What would you recommend?

thanks!
DH

Dear DH,

What you are trying to do is like trying to take the kick out of a mule by reasoning with it.

The Benelli kicks an entire ton because it is

1) fairly light and

2) is basically an inertially operated system, not gas operated. Gas operated guns seem to space out the recoil pulse better. Add to that the fact that you are probably using sturdy field loads in it and there you go.
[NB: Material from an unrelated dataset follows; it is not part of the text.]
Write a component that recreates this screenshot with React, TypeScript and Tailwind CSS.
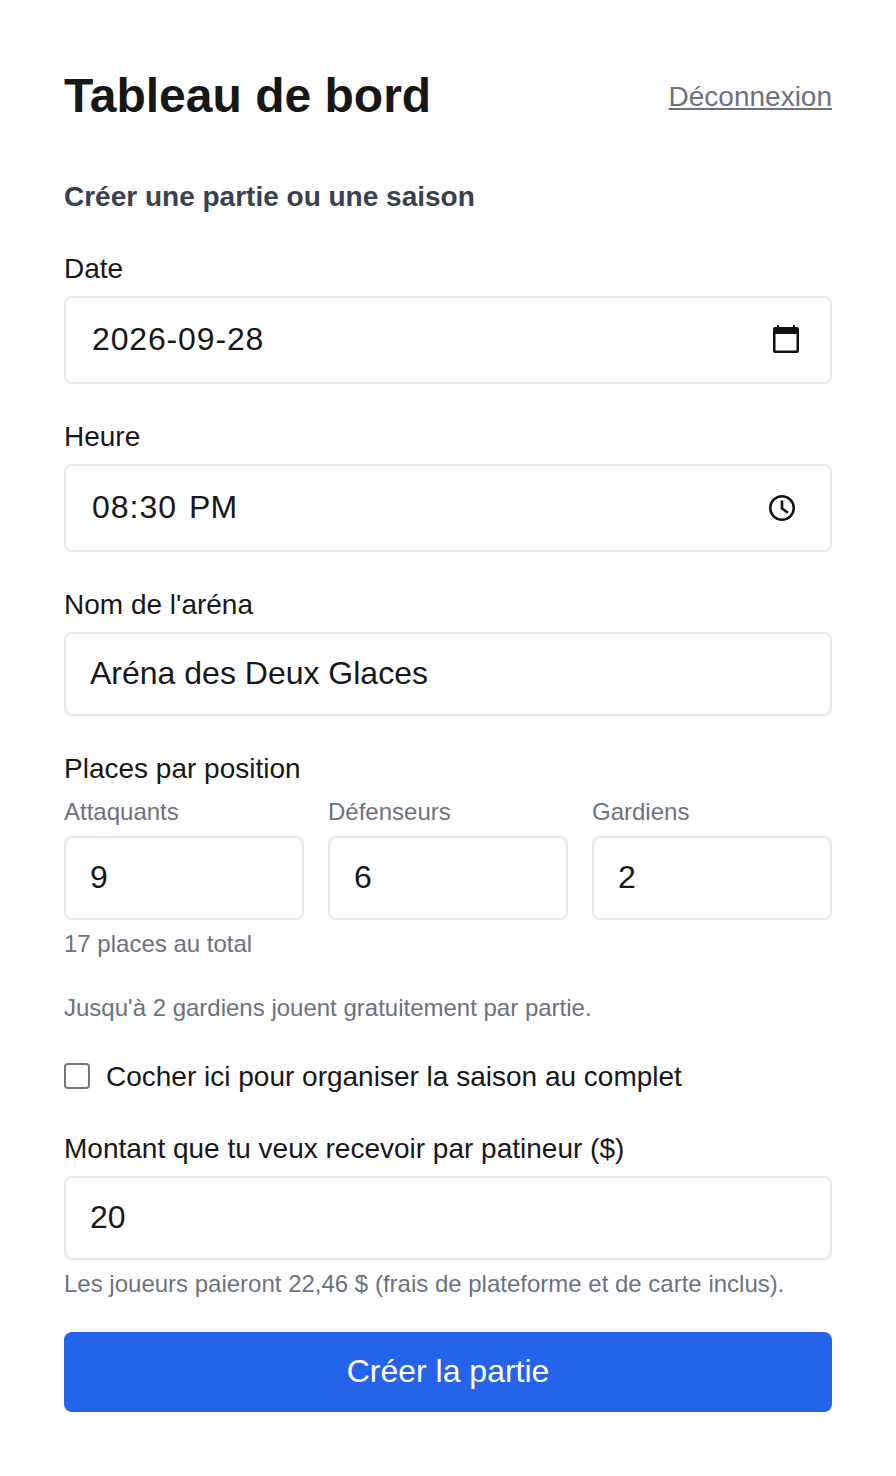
const font = "font-['Liberation_Sans',Arial,sans-serif]";
const fieldBox = "h-[88px] w-full rounded-lg border-2 border-[#e5e7eb] bg-white pl-[26px] flex items-center text-[32px] text-[#171717]";
const inputBox = "h-[84px] w-full rounded-lg border-2 border-[#e5e7eb] bg-white px-6 pb-[2px] text-[32px] text-[#171717] outline-none";

function Label({ children }: { children: React.ReactNode }) {
  return <label className="block text-[28px] leading-10 text-[#171717] pt-[1px] mb-[7px]">{children}</label>;
}

function NumberField({ label, value }: { label: string; value: string }) {
  return (
    <div>
      <label className="block text-2xl leading-8 text-[#6b7280] mb-2">{label}</label>
      <input className={inputBox} type="text" defaultValue={value} readOnly />
    </div>
  );
}

function CalendarIcon() {
  return (
    <svg className="w-[26px] h-[28px] mr-[31px] mb-[2px]" viewBox="0 0 26 28" fill="#111111">
      <path
        fillRule="evenodd"
        d="M2 2h22a2 2 0 0 1 2 2v22a2 2 0 0 1-2 2H2a2 2 0 0 1-2-2V4a2 2 0 0 1 2-2zM2.5 9v16.5h21V9z"
      />
      <rect x="4" y="0" width="2" height="3" />
      <rect x="20" y="0" width="2" height="3" />
    </svg>
  );
}

function ClockIcon() {
  return (
    <svg className="w-[26px] h-[26px] mr-[35px] mb-[1px]" viewBox="0 0 26 26" fill="none" stroke="#111111">
      <circle cx="13" cy="13" r="11.75" strokeWidth="2.5" />
      <path d="M13 5.5v8l6 4.2" strokeWidth="2.6" />
    </svg>
  );
}

export default function App() {
  return (
    <div className={`${font} bg-white min-h-screen px-16 py-16`}>
      {/* en-tête */}
      <div className="flex items-center justify-between mb-12">
        <h1 className="text-5xl leading-16 font-bold text-[#171717]">Tableau de bord</h1>
        <a href="#" className="text-[28px] leading-10 pt-[2px] text-[#6b7280] underline">Déconnexion</a>
      </div>

      <h2 className="text-[28px] leading-10 pt-[1px] font-bold text-[#374151] mb-[31px]">Créer une partie ou une saison</h2>

      <div className="mb-8">
        <Label>Date</Label>
        <div className={`${fieldBox} justify-between`}>
          <span className="pb-[2px] tracking-[0.85px]">2026-09-28</span>
          <CalendarIcon />
        </div>
      </div>

      <div className="mb-8">
        <Label>Heure</Label>
        <div className={`${fieldBox} justify-between`}>
          <span className="flex gap-[12px] pb-[2px]">
            <span className="tracking-[1px]">08:30</span>
            <span>PM</span>
          </span>
          <ClockIcon />
        </div>
      </div>

      <div className="mb-8">
        <Label>Nom de l'aréna</Label>
        <input className={inputBox} type="text" defaultValue="Aréna des Deux Glaces" readOnly />
      </div>

      <div className="mb-8">
        <Label>Places par position</Label>
        <div className="grid grid-cols-3 gap-6">
          <NumberField label="Attaquants" value="9" />
          <NumberField label="Défenseurs" value="6" />
          <NumberField label="Gardiens" value="2" />
        </div>
        <p className="mt-2 text-2xl leading-8 text-[#6b7280]">17 places au total</p>
      </div>

      <p className="mb-8 text-2xl leading-8 text-[#6b7280]">Jusqu'à 2 gardiens jouent gratuitement par partie.</p>

      <div className="mb-8 flex items-center gap-4">
        <input
          type="checkbox"
          readOnly
          className="appearance-none w-[26px] h-[26px] rounded border-2 border-[#767676] bg-white"
        />
        <span className="text-[28px] leading-[38px] pt-[2px] text-[#171717]">Cocher ici pour organiser la saison au complet</span>
      </div>

      <div className="mb-8">
        <Label>Montant que tu veux recevoir par patineur ($)</Label>
        <input className={inputBox} type="text" defaultValue="20" readOnly />
        <p className="mt-2 text-2xl leading-8 text-[#6b7280]">Les joueurs paieront 22,46 $ (frais de plateforme et de carte inclus).</p>
      </div>

      <button className="h-20 w-full rounded-lg bg-[#2563eb] pb-[2px] text-[32px] text-white">Créer la partie</button>
    </div>
  );
}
I haven’t measured the cones in the Benellis, but if they are short then long cones will indeed help very, very slightly. I have seen long cones done by The Shotgun Shop and their work in this area has been very impressive. That said, if the gun does come with short cones and you lengthen them, you might be altering the recoil pulse just enough to make the Benelli even crankier on marginally light loads than it already is. Benellis are right on the edge with light stuff and any barrel work can effect that.
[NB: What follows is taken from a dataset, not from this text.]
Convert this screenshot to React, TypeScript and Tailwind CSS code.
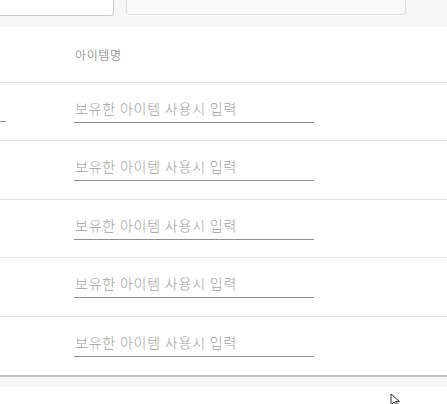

As to porting- why on earth do people keep on thinking that porting a shotgun barrel that is 80 to 100 thou thick can have any practical effect on recoil? Yes- porting does work to reduce recoil on high powered rifles. I once shot a 7# (all up weight) .338 mountain rifle with a KDF muzzle break that had about the same recoil as my .308 M70. I was amazed. AND amazed by the noise too.

Muzzle brakes work on high power rifles (and tanks and field pieces) because

1) the gas pressures at the brake are extremely high. 55,000 CUP (copper units of pressure) is not unusual for a high power rifle. A .338 runs that pressure for a relatively long time too. A rifle bore is relatively small, so a great deal of that pressure is left at the muzzle.

2) A muzzle brake, like that KDF on the .338, is THICK. The metal was at least 1/4″ thick. This gives plenty of forward surface for the gas to push against. It is the gas pushing forward against the walls of the brake that reduces the recoil by pushing the gun forward. Vectoring the gas out to the sides does little to push the gun forward.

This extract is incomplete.